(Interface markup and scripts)

•••••

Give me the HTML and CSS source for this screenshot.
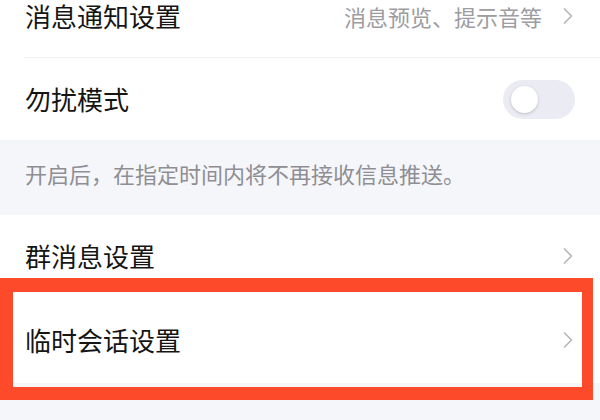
FILE: index.html
```html
<!DOCTYPE html>
<html lang="zh-CN">
<head>
<meta charset="utf-8">
<link rel="stylesheet" href="styles.css">
</head>
<body>
<div class="page">
  <div class="group">
    <div class="row first with-line">
      <span class="label">消息通知设置</span>
      <span class="right">
        <span class="value">消息预览、提示音等</span>
        <svg class="chev" viewBox="0 0 12 18" width="12" height="18"><path d="M2.5 2 L9.5 9 L2.5 16" fill="none" stroke="#b8b8bc" stroke-width="1.7" stroke-linecap="round" stroke-linejoin="round"/></svg>
      </span>
    </div>
    <div class="row dnd">
      <span class="label">勿扰模式</span>
      <span class="toggle"><span class="knob"></span></span>
    </div>
  </div>
  <div class="note">开启后，在指定时间内将不再接收信息推送。</div>
  <div class="group">
    <div class="row group-row">
      <span class="label">群消息设置</span>
      <svg class="chev" viewBox="0 0 12 18" width="12" height="18"><path d="M2.5 2 L9.5 9 L2.5 16" fill="none" stroke="#b8b8bc" stroke-width="1.7" stroke-linecap="round" stroke-linejoin="round"/></svg>
    </div>
    <div class="row temp-row">
      <span class="label">临时会话设置</span>
      <svg class="chev" viewBox="0 0 12 18" width="12" height="18"><path d="M2.5 2 L9.5 9 L2.5 16" fill="none" stroke="#b8b8bc" stroke-width="1.7" stroke-linecap="round" stroke-linejoin="round"/></svg>
      <span class="highlight"></span>
    </div>
  </div>
  <div class="rest"></div>
</div>
</body>
</html>
```

FILE: styles.css
```css
html, body {
  margin: 0;
  padding: 0;
  background: #f5f6fa;
  overflow: hidden;
}
body {
  width: 600px;
  height: 420px;
  font-family: "Noto Sans CJK SC", "Noto Sans", sans-serif;
}
.page {
  margin-top: -26px;
  display: flex;
  flex-direction: column;
}
.group {
  background: #ffffff;
  display: flex;
  flex-direction: column;
}
.row {
  position: relative;
  height: 84px;
  display: flex;
  align-items: center;
  justify-content: space-between;
  padding: 0 26px 0 25px;
  box-sizing: border-box;
}
.first {
  height: 84px;
}
.dnd {
  height: 82px;
}
.group-row {
  height: 82px;
}
.temp-row {
  height: 86px;
}
.with-line::after {
  content: "";
  position: absolute;
  left: 24px;
  right: 0;
  bottom: 0;
  height: 1px;
  background: #f0f0f3;
}
.label {
  font-size: 26px;
  color: #151515;
  line-height: 1;
}
.right {
  display: flex;
  align-items: center;
  gap: 20px;
}
.value {
  font-size: 22px;
  color: #9c9ca1;
  line-height: 1;
}
.chev {
  display: block;
}
.toggle {
  width: 72px;
  height: 39px;
  border-radius: 20px;
  background: #ebecf3;
  display: flex;
  align-items: center;
  padding: 0 8px;
  box-sizing: border-box;
  margin-right: -1px;
}
.knob {
  width: 27px;
  height: 27px;
  border-radius: 50%;
  background: #ffffff;
  box-shadow: 0 1px 3px rgba(0, 0, 0, 0.2);
}
.note {
  height: 75px;
  display: flex;
  align-items: center;
  padding: 0 0 10px 25px;
  box-sizing: border-box;
  font-size: 22px;
  color: #8e8e94;
  line-height: 1;
}
.highlight {
  position: absolute;
  left: 0;
  right: 7px;
  top: -19px;
  bottom: -17px;
  border: 13px solid #fc4a2b;
  border-top-width: 14px;
  border-right-width: 11px;
  pointer-events: none;
}
.rest {
  height: 60px;
}
```
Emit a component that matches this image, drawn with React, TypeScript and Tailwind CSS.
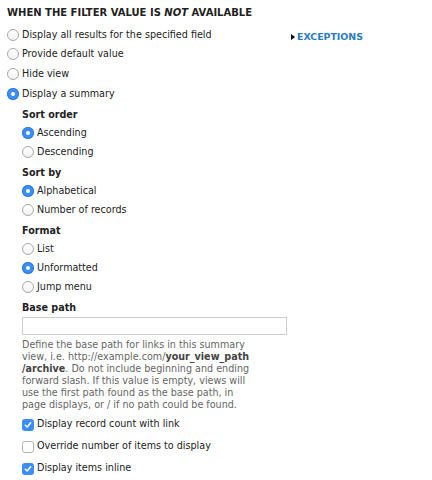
import React from "react";

type Option = { label: string; checked?: boolean };

function Radio({ checked }: { checked?: boolean }) {
  if (checked) {
    return (
      <span className="flex h-[12px] w-[12px] shrink-0 items-center justify-center rounded-full bg-[#3a8ef6] shadow-[inset_0_0_0_1px_#2f7ee6]">
        <span className="h-[4px] w-[4px] rounded-full bg-white" />
      </span>
    );
  }
  return (
    <span className="h-[12px] w-[12px] shrink-0 rounded-full border border-[#a9a9a9] bg-gradient-to-b from-white to-[#f1f1f1]" />
  );
}

function Checkbox({ checked }: { checked?: boolean }) {
  if (checked) {
    return (
      <span className="flex h-[12px] w-[12px] shrink-0 items-center justify-center rounded-[3px] bg-[#3a8ef6]">
        <svg width="8" height="8" viewBox="0 0 8 8" fill="none">
          <path d="M1.3 4.2 L3.2 6 L6.7 1.8" stroke="white" strokeWidth="1.5" strokeLinecap="round" strokeLinejoin="round" />
        </svg>
      </span>
    );
  }
  return <span className="h-[12px] w-[12px] shrink-0 rounded-[3px] border border-[#b3b3b3] bg-white" />;
}

function RadioRow({ label, checked, h }: Option & { h: string }) {
  return (
    <div className={`flex items-center gap-[3px] ${h}`}>
      <Radio checked={checked} />
      <span>{label}</span>
    </div>
  );
}

function RadioGroup({ title, options }: { title: string; options: Option[] }) {
  return (
    <div className="mt-[3px]">
      <div className="flex h-[17px] items-center font-bold">{title}</div>
      {options.map((o) => (
        <RadioRow key={o.label} {...o} h="h-[19px]" />
      ))}
    </div>
  );
}

export default function App() {
  const topOptions: Option[] = [
    { label: "Display all results for the specified field" },
    { label: "Provide default value" },
    { label: "Hide view" },
    { label: "Display a summary", checked: true },
  ];

  return (
    <div className="h-[480px] w-[432px] bg-white pl-[7px] font-['DejaVu_Sans',sans-serif] text-[9.6px] text-[#222]">
      <div className="flex h-[25px] items-center text-[10px] font-bold text-[#222]">
        WHEN THE FILTER VALUE IS&nbsp;<em>NOT</em>&nbsp;AVAILABLE
      </div>

      <div className="flex">
        <div className="w-[284px]">
          {topOptions.map((o) => (
            <RadioRow key={o.label} {...o} h="h-[19.67px]" />
          ))}
        </div>
        <div className="mt-[6px] flex h-[12px] items-center gap-[2px]">
          <span className="h-0 w-0 border-y-[3px] border-l-[4px] border-y-transparent border-l-black" />
          <span className="text-[9.4px] font-bold text-[#2a7bc6]">EXCEPTIONS</span>
        </div>
      </div>

      <div className="pl-[15px]">
        <RadioGroup
          title="Sort order"
          options={[{ label: "Ascending", checked: true }, { label: "Descending" }]}
        />
        <RadioGroup
          title="Sort by"
          options={[{ label: "Alphabetical", checked: true }, { label: "Number of records" }]}
        />
        <RadioGroup
          title="Format"
          options={[{ label: "List" }, { label: "Unformatted", checked: true }, { label: "Jump menu" }]}
        />

        <div className="mt-[3px]">
          <div className="flex h-[17px] items-center font-bold">Base path</div>
          <input
            type="text"
            className="block h-[18px] w-[265px] border border-[#cfcfcf] bg-white outline-none"
          />
          <p className="mt-[4px] w-[270px] leading-[12px] text-[#666]">
            Define the base path for links in this summary
            <br />
            view, i.e. http://example.com/<strong className="text-[#444]">your_view_path</strong>
            <br />
            <strong className="text-[#444]">/archive</strong>. Do not include beginning and ending
            <br />
            forward slash. If this value is empty, views will
            <br />
            use the first path found as the base path, in
            <br />
            page displays, or / if no path could be found.
          </p>
        </div>

        <div className="mt-[3px]">
          {[
            { label: "Display record count with link", checked: true },
            { label: "Override number of items to display" },
            { label: "Display items inline", checked: true },
          ].map((c) => (
            <div key={c.label} className="flex h-[22px] items-center gap-[3px]">
              <Checkbox checked={c.checked} />
              <span>{c.label}</span>
            </div>
          ))}
        </div>
      </div>
    </div>
  );
}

•••••

- [WRITTEN TASK] Search the entries for the word "this" and copy every line that has it.

- [WRITTEN SOLUTION]
Give me the HTML and CSS source for this screenshot.
Emit a component that matches this image, drawn with React, TypeScript and Tailwind CSS.
            Define the base path for links in this summary
            forward slash. If this value is empty, views will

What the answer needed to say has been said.